Given exercise | Would you transcribe the listing that follows, character for character, and omit its images?

....

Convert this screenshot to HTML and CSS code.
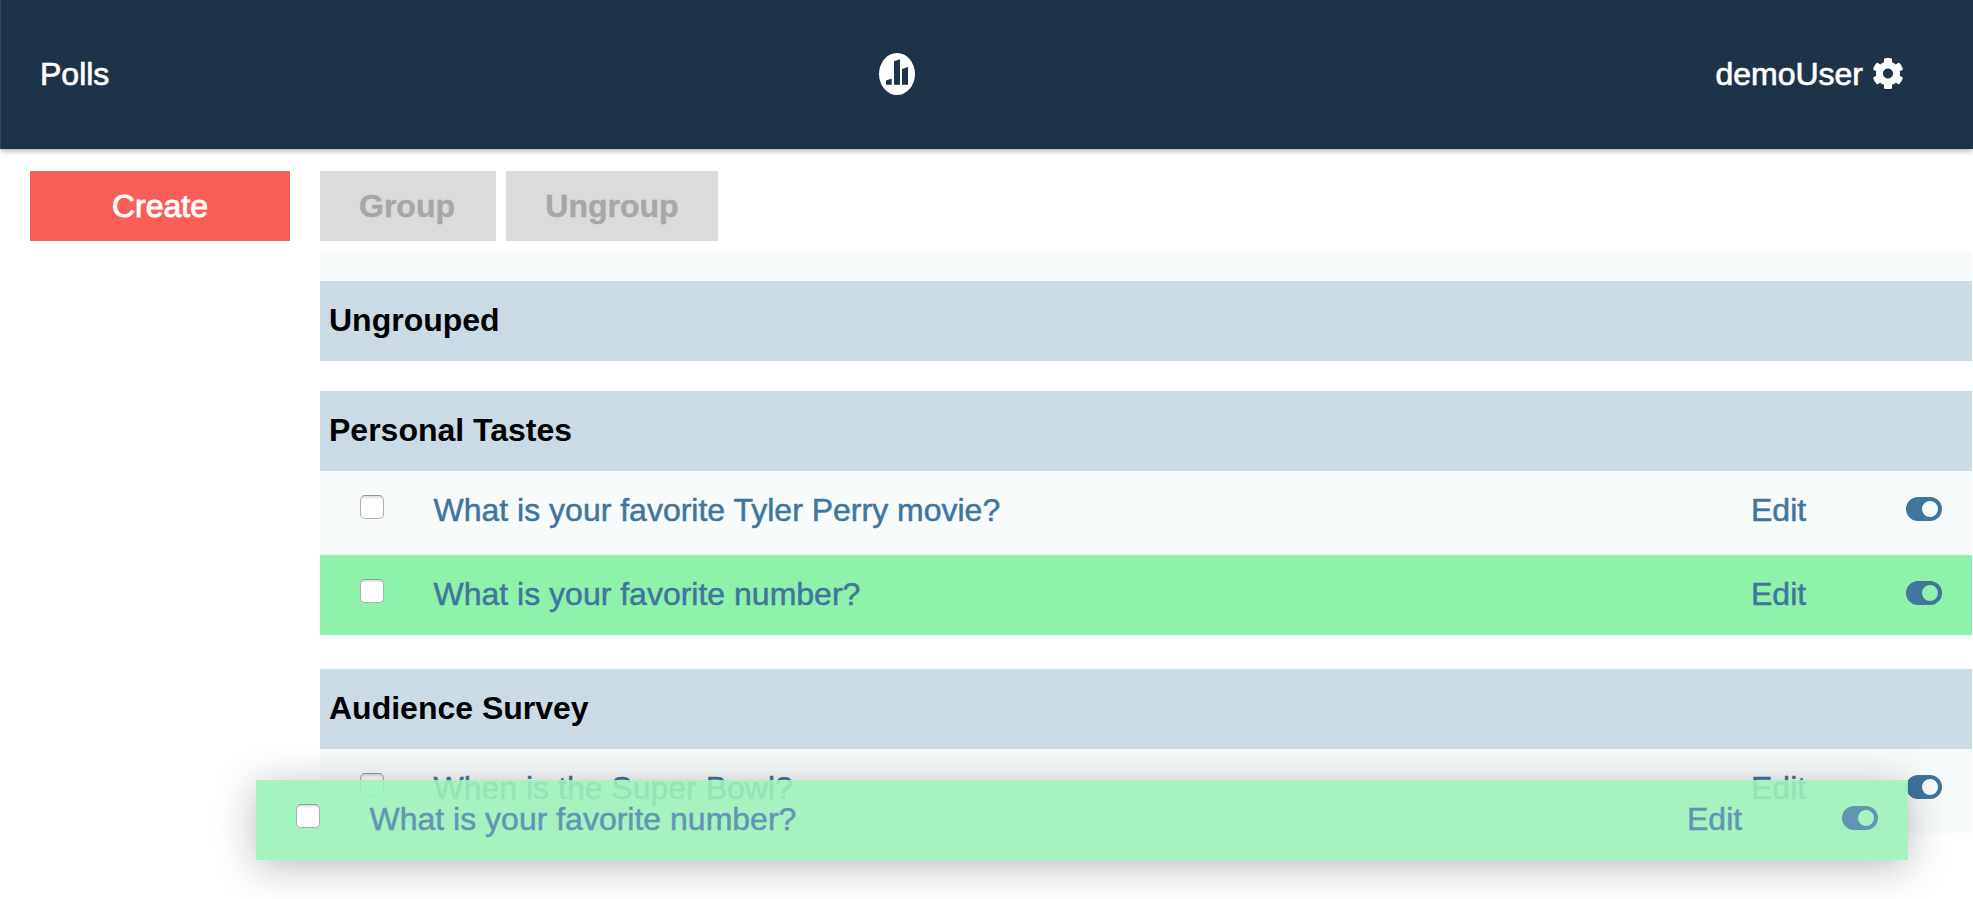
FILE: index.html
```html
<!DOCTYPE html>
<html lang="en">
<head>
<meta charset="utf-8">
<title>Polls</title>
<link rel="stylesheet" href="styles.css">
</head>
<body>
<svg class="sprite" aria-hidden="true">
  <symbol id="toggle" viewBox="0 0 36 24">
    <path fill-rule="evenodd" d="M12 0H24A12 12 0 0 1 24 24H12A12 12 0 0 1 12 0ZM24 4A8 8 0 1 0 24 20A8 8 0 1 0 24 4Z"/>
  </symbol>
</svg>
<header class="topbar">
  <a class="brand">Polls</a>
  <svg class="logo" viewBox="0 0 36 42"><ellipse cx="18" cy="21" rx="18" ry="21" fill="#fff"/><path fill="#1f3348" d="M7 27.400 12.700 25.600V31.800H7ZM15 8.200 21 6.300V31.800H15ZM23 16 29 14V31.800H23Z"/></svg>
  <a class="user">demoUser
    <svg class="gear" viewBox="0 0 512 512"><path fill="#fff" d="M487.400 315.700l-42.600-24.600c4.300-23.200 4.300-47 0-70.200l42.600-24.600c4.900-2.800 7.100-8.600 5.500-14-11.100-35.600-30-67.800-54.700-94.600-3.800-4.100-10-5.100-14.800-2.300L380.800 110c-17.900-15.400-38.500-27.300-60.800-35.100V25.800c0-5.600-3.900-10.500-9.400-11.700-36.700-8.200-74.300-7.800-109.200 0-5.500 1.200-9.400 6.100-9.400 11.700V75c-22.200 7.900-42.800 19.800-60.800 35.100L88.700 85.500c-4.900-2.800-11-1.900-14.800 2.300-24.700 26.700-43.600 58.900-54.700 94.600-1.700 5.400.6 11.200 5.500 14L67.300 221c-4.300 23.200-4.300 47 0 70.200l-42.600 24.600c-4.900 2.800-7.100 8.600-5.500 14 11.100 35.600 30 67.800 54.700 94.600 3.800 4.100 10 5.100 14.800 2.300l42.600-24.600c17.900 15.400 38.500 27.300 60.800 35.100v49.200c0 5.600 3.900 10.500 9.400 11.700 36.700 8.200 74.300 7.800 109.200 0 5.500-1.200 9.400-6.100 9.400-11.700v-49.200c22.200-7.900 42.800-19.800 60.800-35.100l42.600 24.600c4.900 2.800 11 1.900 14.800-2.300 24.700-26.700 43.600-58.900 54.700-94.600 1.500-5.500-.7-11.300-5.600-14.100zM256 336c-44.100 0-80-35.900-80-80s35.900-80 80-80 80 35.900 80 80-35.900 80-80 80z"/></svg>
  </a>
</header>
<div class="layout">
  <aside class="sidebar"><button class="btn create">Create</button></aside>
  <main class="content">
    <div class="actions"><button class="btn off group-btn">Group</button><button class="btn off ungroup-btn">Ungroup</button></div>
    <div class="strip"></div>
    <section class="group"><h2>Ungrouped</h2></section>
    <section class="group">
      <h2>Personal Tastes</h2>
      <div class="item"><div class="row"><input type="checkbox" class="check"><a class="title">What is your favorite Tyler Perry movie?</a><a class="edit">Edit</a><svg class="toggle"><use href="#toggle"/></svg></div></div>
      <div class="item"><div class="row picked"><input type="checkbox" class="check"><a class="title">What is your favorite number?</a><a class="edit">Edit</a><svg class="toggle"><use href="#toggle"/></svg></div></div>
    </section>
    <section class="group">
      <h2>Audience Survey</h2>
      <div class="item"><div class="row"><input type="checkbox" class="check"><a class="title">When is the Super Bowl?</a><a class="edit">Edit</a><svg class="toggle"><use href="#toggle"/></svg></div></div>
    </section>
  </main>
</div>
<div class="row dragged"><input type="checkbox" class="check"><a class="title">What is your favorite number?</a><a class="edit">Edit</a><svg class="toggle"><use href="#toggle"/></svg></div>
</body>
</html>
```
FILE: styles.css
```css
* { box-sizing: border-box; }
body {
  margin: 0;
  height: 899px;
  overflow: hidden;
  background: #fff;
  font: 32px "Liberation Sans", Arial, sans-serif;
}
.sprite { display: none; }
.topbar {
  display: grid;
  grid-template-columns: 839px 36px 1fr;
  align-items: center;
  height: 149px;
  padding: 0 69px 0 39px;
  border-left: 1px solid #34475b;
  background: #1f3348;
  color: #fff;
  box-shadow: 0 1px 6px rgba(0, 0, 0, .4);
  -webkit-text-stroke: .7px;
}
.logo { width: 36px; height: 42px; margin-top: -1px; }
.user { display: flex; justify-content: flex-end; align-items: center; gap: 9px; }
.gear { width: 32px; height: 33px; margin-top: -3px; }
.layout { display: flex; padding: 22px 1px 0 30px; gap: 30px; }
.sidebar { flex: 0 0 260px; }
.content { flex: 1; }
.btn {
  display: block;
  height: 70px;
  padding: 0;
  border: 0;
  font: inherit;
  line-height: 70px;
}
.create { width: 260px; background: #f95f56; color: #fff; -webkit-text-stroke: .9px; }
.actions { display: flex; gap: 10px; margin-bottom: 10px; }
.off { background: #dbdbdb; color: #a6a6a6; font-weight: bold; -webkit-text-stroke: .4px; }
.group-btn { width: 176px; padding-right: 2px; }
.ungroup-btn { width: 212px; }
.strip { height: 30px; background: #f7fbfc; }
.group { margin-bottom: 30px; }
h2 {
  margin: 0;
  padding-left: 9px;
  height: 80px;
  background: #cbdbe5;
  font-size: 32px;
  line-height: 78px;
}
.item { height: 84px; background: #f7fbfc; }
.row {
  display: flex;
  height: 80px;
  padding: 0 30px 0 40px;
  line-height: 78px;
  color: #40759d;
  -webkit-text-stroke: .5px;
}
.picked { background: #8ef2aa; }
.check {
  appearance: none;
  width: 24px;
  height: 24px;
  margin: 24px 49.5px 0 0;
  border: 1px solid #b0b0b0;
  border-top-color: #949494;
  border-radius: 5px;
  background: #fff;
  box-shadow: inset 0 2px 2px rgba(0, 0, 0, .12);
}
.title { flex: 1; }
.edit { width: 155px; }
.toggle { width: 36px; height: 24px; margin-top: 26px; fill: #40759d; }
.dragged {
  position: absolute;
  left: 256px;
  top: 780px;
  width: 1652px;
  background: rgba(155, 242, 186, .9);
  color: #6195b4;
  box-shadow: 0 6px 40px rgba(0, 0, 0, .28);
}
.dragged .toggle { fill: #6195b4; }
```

....

Solution for this task |
Convert this screenshot to HTML and CSS code.
FILE: index.html
```html
<!DOCTYPE html>
<html lang="en">
<head>
<meta charset="utf-8">
<title>Polls</title>
<link rel="stylesheet" href="styles.css">
</head>
<body>
<svg class="sprite" aria-hidden="true">
  <symbol id="toggle" viewBox="0 0 36 24">
    <path fill-rule="evenodd" d="M12 0H24A12 12 0 0 1 24 24H12A12 12 0 0 1 12 0ZM24 4A8 8 0 1 0 24 20A8 8 0 1 0 24 4Z"/>
  </symbol>
</svg>
<header class="topbar">
  <a class="brand">Polls</a>
  <svg class="logo" viewBox="0 0 36 42"><ellipse cx="18" cy="21" rx="18" ry="21" fill="#fff"/><path fill="#1f3348" d="M7 27.400 12.700 25.600V31.800H7ZM15 8.200 21 6.300V31.800H15ZM23 16 29 14V31.800H23Z"/></svg>
  <a class="user">demoUser
    <svg class="gear" viewBox="0 0 512 512"><path fill="#fff" d="M487.400 315.700l-42.600-24.600c4.300-23.200 4.300-47 0-70.200l42.600-24.600c4.900-2.800 7.100-8.600 5.500-14-11.100-35.600-30-67.800-54.700-94.600-3.800-4.100-10-5.100-14.800-2.300L380.800 110c-17.900-15.400-38.500-27.300-60.800-35.100V25.800c0-5.600-3.900-10.500-9.400-11.700-36.700-8.200-74.300-7.800-109.200 0-5.500 1.200-9.400 6.100-9.400 11.700V75c-22.200 7.900-42.800 19.800-60.800 35.100L88.700 85.500c-4.900-2.800-11-1.900-14.800 2.300-24.700 26.700-43.600 58.900-54.700 94.600-1.700 5.400.6 11.200 5.500 14L67.300 221c-4.300 23.200-4.300 47 0 70.200l-42.600 24.600c-4.900 2.800-7.100 8.600-5.500 14 11.100 35.600 30 67.800 54.700 94.600 3.800 4.100 10 5.100 14.800 2.300l42.600-24.600c17.900 15.400 38.500 27.300 60.800 35.100v49.200c0 5.600 3.900 10.500 9.400 11.700 36.700 8.200 74.300 7.800 109.200 0 5.500-1.200 9.400-6.100 9.400-11.700v-49.200c22.200-7.900 42.800-19.800 60.800-35.100l42.600 24.600c4.900 2.800 11 1.900 14.800-2.300 24.700-26.700 43.600-58.900 54.700-94.600 1.500-5.500-.7-11.300-5.600-14.100zM256 336c-44.100 0-80-35.900-80-80s35.900-80 80-80 80 35.900 80 80-35.900 80-80 80z"/></svg>
  </a>
</header>
<div class="layout">
  <aside class="sidebar"><button class="btn create">Create</button></aside>
  <main class="content">
    <div class="actions"><button class="btn off group-btn">Group</button><button class="btn off ungroup-btn">Ungroup</button></div>
    <div class="strip"></div>
    <section class="group"><h2>Ungrouped</h2></section>
    <section class="group">
      <h2>Personal Tastes</h2>
      <div class="item"><div class="row"><input type="checkbox" class="check"><a class="title">What is your favorite Tyler Perry movie?</a><a class="edit">Edit</a><svg class="toggle"><use href="#toggle"/></svg></div></div>
      <div class="item"><div class="row picked"><input type="checkbox" class="check"><a class="title">What is your favorite number?</a><a class="edit">Edit</a><svg class="toggle"><use href="#toggle"/></svg></div></div>
    </section>
    <section class="group">
      <h2>Audience Survey</h2>
      <div class="item"><div class="row"><input type="checkbox" class="check"><a class="title">When is the Super Bowl?</a><a class="edit">Edit</a><svg class="toggle"><use href="#toggle"/></svg></div></div>
    </section>
  </main>
</div>
<div class="row dragged"><input type="checkbox" class="check"><a class="title">What is your favorite number?</a><a class="edit">Edit</a><svg class="toggle"><use href="#toggle"/></svg></div>
</body>
</html>
```
FILE: styles.css
```css
* { box-sizing: border-box; }
body {
  margin: 0;
  height: 899px;
  overflow: hidden;
  background: #fff;
  font: 32px "Liberation Sans", Arial, sans-serif;
}
.sprite { display: none; }
.topbar {
  display: grid;
  grid-template-columns: 839px 36px 1fr;
  align-items: center;
  height: 149px;
  padding: 0 69px 0 39px;
  border-left: 1px solid #34475b;
  background: #1f3348;
  color: #fff;
  box-shadow: 0 1px 6px rgba(0, 0, 0, .4);
  -webkit-text-stroke: .7px;
}
.logo { width: 36px; height: 42px; margin-top: -1px; }
.user { display: flex; justify-content: flex-end; align-items: center; gap: 9px; }
.gear { width: 32px; height: 33px; margin-top: -3px; }
.layout { display: flex; padding: 22px 1px 0 30px; gap: 30px; }
.sidebar { flex: 0 0 260px; }
.content { flex: 1; }
.btn {
  display: block;
  height: 70px;
  padding: 0;
  border: 0;
  font: inherit;
  line-height: 70px;
}
.create { width: 260px; background: #f95f56; color: #fff; -webkit-text-stroke: .9px; }
.actions { display: flex; gap: 10px; margin-bottom: 10px; }
.off { background: #dbdbdb; color: #a6a6a6; font-weight: bold; -webkit-text-stroke: .4px; }
.group-btn { width: 176px; padding-right: 2px; }
.ungroup-btn { width: 212px; }
.strip { height: 30px; background: #f7fbfc; }
.group { margin-bottom: 30px; }
h2 {
  margin: 0;
  padding-left: 9px;
  height: 80px;
  background: #cbdbe5;
  font-size: 32px;
  line-height: 78px;
}
.item { height: 84px; background: #f7fbfc; }
.row {
  display: flex;
  height: 80px;
  padding: 0 30px 0 40px;
  line-height: 78px;
  color: #40759d;
  -webkit-text-stroke: .5px;
}
.picked { background: #8ef2aa; }
.check {
  appearance: none;
  width: 24px;
  height: 24px;
  margin: 24px 49.5px 0 0;
  border: 1px solid #b0b0b0;
  border-top-color: #949494;
  border-radius: 5px;
  background: #fff;
  box-shadow: inset 0 2px 2px rgba(0, 0, 0, .12);
}
.title { flex: 1; }
.edit { width: 155px; }
.toggle { width: 36px; height: 24px; margin-top: 26px; fill: #40759d; }
.dragged {
  position: absolute;
  left: 256px;
  top: 780px;
  width: 1652px;
  background: rgba(155, 242, 186, .9);
  color: #6195b4;
  box-shadow: 0 6px 40px rgba(0, 0, 0, .28);
}
.dragged .toggle { fill: #6195b4; }
```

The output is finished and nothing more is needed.